**What is asked**: Of all the lines in the material, how many include the word "this"? Give only the number.

+++ Input material +++

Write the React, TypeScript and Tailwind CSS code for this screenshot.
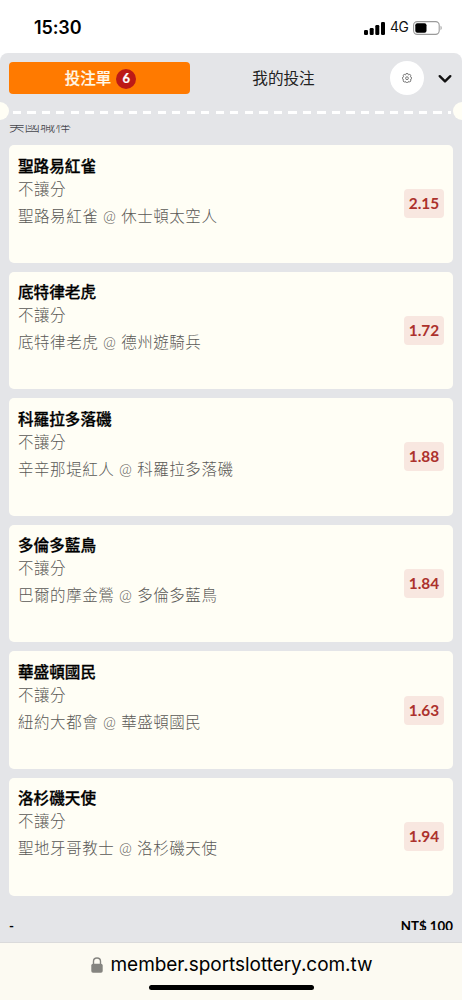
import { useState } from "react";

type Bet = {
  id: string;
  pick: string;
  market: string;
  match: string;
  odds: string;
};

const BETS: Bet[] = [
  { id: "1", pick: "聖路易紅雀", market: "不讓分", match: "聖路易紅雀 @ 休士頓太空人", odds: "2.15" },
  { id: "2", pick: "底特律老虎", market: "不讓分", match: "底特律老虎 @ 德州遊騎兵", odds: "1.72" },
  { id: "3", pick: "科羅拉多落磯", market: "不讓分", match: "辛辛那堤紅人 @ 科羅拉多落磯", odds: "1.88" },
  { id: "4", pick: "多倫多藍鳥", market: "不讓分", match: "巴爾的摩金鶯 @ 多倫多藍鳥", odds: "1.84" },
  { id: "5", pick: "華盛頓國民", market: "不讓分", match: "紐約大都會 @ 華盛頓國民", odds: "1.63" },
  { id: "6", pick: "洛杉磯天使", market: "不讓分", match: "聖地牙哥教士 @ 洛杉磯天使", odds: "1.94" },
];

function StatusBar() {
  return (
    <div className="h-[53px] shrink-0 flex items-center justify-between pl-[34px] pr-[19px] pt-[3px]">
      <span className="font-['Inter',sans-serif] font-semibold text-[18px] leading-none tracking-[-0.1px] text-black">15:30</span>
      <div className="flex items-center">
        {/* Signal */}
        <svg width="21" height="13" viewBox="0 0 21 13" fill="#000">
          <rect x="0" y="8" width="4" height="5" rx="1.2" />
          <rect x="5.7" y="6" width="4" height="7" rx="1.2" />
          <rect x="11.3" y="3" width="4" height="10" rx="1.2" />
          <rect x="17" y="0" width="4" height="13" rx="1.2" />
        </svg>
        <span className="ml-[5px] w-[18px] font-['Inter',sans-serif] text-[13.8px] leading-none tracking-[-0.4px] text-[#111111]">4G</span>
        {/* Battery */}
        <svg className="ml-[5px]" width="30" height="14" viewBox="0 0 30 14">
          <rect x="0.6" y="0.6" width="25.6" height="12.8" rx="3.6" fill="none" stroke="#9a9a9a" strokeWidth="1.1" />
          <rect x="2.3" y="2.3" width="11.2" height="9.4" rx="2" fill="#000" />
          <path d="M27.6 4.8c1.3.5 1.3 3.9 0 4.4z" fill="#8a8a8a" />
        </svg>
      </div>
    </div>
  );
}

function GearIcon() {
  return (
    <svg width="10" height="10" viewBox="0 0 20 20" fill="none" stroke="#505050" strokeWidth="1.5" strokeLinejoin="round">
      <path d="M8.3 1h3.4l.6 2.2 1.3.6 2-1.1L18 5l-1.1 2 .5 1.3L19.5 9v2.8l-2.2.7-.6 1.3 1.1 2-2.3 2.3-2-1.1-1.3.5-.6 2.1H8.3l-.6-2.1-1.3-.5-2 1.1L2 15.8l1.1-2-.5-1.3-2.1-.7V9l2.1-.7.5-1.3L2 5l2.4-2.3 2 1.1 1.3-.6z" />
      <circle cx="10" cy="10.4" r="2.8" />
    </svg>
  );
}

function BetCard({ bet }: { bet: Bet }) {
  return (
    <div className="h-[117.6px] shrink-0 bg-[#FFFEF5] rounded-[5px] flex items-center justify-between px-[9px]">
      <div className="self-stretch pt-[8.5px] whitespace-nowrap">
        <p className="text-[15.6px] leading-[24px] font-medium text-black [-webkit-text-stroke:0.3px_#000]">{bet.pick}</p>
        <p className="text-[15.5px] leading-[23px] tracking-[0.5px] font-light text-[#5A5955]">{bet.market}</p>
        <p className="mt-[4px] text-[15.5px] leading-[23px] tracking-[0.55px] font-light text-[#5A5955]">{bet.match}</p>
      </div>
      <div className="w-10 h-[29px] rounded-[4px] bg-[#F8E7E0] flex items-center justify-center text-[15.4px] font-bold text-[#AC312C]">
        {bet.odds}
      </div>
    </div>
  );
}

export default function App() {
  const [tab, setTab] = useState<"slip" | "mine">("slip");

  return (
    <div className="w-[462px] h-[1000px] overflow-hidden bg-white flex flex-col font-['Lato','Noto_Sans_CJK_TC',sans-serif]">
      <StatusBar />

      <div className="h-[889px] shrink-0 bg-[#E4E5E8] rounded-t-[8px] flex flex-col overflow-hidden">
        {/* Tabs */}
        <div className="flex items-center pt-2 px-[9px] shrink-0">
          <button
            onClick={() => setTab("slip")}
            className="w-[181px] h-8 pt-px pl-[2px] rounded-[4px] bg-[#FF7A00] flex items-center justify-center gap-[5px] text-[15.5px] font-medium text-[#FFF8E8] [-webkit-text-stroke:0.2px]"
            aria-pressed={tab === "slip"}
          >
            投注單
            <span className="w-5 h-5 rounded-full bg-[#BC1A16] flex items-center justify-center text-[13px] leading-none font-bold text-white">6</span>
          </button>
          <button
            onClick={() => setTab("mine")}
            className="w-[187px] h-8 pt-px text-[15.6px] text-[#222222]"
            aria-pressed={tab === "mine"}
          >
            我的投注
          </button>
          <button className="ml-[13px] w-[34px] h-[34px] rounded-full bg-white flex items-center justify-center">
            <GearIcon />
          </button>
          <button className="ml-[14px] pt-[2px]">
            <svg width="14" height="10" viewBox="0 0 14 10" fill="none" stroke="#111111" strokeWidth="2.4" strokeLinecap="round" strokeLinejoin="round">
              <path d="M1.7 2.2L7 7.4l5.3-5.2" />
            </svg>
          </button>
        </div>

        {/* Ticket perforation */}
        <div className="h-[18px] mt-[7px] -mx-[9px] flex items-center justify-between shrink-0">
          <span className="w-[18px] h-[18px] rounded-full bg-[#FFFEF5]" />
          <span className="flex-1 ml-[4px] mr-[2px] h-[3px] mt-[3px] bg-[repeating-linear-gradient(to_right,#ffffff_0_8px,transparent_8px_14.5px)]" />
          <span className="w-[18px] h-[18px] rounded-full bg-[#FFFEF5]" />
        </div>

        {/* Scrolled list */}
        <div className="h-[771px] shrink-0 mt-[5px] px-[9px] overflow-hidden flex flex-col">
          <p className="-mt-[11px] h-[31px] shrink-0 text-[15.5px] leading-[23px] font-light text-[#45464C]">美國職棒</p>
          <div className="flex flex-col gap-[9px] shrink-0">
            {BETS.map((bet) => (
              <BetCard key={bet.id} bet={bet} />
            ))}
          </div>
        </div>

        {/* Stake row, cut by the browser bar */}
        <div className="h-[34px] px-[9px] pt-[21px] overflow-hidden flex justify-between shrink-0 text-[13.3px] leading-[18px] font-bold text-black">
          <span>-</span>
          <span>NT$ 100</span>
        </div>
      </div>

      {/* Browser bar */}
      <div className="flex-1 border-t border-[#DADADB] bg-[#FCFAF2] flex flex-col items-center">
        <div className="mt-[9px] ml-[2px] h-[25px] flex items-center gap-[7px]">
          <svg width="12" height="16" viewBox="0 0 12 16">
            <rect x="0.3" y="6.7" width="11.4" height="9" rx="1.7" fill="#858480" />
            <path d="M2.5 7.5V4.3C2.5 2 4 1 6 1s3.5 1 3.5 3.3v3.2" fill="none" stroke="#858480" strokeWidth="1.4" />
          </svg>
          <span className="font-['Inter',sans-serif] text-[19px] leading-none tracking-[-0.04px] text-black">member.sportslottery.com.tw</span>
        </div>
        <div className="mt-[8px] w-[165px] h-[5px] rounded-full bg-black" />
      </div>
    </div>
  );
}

+++
+++ Input material +++

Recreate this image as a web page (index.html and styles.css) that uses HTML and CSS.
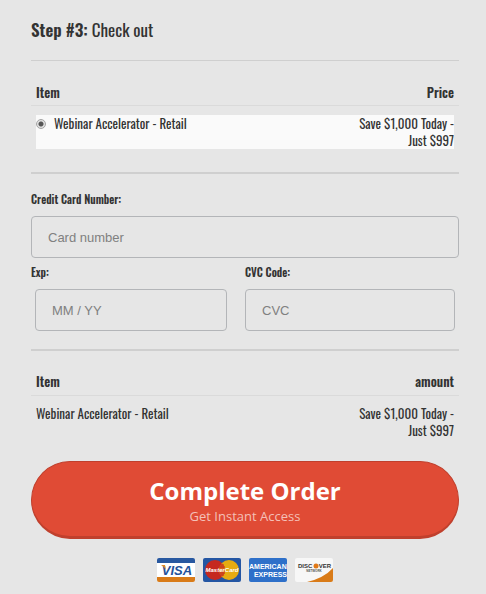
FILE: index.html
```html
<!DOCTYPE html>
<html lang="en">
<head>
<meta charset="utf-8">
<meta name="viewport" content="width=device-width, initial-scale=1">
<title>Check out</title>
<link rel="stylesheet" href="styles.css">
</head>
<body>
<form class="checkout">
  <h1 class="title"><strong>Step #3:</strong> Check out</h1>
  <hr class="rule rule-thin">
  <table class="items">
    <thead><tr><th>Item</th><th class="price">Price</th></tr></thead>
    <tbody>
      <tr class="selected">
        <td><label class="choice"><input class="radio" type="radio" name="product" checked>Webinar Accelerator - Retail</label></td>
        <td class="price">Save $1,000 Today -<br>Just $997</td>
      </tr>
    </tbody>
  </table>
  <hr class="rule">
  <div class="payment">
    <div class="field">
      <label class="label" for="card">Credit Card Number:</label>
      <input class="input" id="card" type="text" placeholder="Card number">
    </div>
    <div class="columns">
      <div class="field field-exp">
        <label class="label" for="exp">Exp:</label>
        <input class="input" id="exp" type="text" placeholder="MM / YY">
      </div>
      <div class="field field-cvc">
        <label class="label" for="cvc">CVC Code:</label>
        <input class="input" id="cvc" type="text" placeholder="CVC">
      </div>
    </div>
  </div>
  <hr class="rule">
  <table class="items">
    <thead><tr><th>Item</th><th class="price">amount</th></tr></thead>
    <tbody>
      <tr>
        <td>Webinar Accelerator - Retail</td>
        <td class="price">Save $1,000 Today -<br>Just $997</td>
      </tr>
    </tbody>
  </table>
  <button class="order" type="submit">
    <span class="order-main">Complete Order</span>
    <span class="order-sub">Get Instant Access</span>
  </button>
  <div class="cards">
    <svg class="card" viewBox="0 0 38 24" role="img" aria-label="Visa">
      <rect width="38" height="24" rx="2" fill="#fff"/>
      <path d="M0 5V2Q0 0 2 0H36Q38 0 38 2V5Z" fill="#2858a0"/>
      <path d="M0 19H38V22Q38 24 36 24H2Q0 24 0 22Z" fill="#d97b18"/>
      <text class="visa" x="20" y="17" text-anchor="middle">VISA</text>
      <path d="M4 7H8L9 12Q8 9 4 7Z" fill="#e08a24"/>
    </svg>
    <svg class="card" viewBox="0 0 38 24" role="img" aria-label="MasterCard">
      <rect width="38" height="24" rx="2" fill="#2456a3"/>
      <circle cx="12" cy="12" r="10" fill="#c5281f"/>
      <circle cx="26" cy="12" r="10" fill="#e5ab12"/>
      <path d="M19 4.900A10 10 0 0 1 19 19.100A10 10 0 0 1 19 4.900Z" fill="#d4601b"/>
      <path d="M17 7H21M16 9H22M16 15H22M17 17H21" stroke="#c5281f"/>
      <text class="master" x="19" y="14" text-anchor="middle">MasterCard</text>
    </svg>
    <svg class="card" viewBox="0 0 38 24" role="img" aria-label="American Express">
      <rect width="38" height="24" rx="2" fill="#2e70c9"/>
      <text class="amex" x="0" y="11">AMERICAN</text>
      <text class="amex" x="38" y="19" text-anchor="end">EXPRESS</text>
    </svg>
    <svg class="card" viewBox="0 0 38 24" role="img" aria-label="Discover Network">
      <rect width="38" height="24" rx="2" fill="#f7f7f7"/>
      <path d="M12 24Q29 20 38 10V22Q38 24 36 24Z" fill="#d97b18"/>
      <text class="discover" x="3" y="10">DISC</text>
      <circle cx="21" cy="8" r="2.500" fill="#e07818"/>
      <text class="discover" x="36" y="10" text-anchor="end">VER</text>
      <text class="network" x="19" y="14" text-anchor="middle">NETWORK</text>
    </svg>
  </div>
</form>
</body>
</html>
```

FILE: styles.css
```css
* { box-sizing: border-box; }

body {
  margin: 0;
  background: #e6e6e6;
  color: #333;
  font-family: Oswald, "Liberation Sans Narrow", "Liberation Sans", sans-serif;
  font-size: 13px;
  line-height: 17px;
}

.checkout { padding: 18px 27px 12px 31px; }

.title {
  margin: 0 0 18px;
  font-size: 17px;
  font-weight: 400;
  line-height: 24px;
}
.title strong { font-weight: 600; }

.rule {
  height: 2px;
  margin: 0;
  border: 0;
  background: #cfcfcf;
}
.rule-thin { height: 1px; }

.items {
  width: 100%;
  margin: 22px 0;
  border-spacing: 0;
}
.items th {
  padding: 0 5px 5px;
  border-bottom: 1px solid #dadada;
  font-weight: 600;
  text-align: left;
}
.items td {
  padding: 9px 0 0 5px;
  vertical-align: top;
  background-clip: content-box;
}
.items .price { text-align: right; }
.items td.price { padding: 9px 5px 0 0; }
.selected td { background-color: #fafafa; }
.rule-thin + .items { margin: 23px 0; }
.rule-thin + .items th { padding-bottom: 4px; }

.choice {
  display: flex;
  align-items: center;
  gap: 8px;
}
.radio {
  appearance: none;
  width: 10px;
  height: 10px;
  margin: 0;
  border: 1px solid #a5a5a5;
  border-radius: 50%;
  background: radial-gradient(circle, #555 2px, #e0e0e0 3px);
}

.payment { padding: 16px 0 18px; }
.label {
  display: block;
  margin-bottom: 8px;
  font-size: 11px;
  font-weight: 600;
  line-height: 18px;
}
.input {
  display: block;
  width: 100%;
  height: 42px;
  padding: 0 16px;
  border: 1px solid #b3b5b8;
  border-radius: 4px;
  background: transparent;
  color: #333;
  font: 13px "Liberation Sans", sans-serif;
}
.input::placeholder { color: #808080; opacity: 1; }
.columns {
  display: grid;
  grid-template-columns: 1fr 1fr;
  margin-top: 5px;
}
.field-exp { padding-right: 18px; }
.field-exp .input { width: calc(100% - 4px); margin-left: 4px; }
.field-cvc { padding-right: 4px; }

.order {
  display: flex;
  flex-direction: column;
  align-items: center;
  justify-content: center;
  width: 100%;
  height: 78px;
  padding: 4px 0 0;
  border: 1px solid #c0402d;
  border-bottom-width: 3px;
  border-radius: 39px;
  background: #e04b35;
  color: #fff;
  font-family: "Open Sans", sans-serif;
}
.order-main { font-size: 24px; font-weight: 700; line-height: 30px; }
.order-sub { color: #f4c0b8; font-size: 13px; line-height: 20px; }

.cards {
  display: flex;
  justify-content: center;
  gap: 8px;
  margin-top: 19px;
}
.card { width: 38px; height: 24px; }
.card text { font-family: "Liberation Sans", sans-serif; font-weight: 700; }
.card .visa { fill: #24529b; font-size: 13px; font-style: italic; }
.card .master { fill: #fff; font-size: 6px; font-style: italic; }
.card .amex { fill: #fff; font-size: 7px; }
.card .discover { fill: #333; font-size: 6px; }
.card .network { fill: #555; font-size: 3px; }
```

+++

**Full output**: 2